The scale of the problem

The data on shadow AI adoption is consistent across multiple sources. The Lenovo Work Reborn Research 2026 report found that between one-fifth and one-third of workers use AI outside IT governance. The Verizon 2026 Data Breach Investigations Report identified shadow AI as a top insider threat. Microsoft research found 29% of employees use unsanctioned AI agents for work tasks. Gartner projects that 40% of enterprise applications will embed AI agents by end of 2026. The Netskope Cloud and Threat Report 2026 found that most generative AI users access tools through personal accounts, bypassing enterprise controls entirely. When approved tools are provided, unauthorised usage drops by up to 89% — demonstrating that the root cause is not employee rebellion but inadequate approved alternatives.

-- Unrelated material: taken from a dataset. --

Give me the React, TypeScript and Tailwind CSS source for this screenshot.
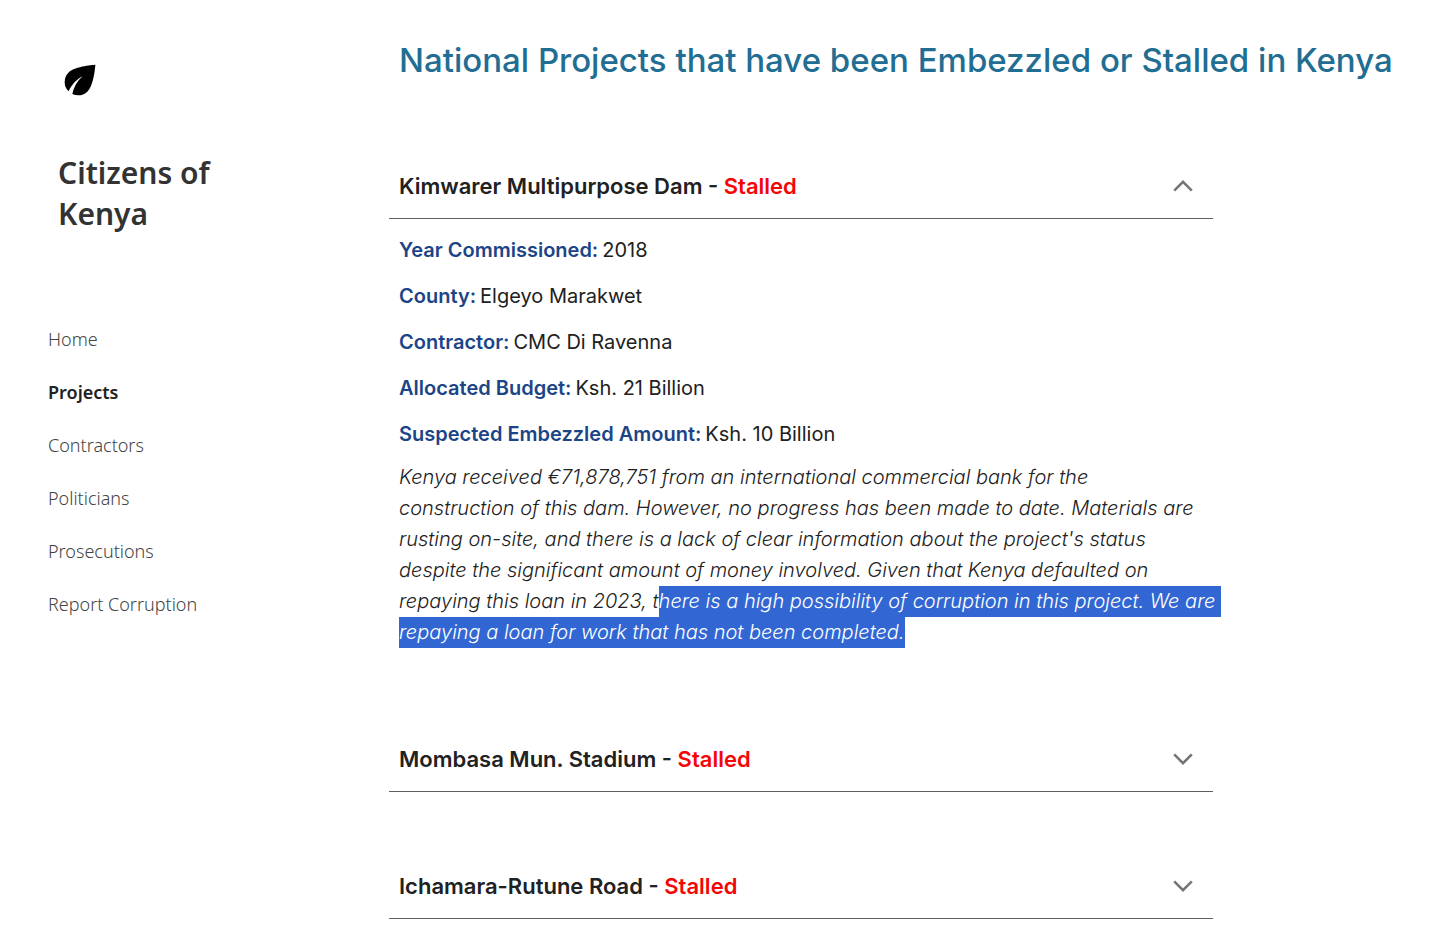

Governance framework for shadow AI

Effective shadow AI governance follows a three-tier classification approach. Tier one: fully approved tools with enterprise data processing agreements, used with standard data handling controls. Tier two: limited-use tools approved for non-sensitive work with specific data restrictions. Tier three: prohibited tools that present unacceptable risk. This classification must be communicated clearly, updated regularly, and enforced through a combination of technical controls (DLP policies, network monitoring, endpoint management) and cultural measures (training, approved alternatives, clear escalation paths).

The practical steps are: maintain a comprehensive AI inventory covering all AI tools in use, including those employees have adopted independently. Deploy enterprise-grade alternatives — when employees have access to approved tools that match the functionality of consumer AI, shadow usage drops dramatically. Implement data classification policies that specify which data categories can and cannot be used with each tier of AI tool. Train employees on the specific risks of shadow AI — not generic awareness training, but concrete examples of what can go wrong. Monitor for shadow AI usage through network analysis, endpoint management, and periodic audits — focusing on detection and enablement rather than punishment.

APRA's April 2026 industry letter directly addresses shadow AI through its expectation of comprehensive AI use case inventories. If your organisation cannot list every AI system in use — including the ones employees adopted on their own — you cannot demonstrate the governance maturity that regulators now expect.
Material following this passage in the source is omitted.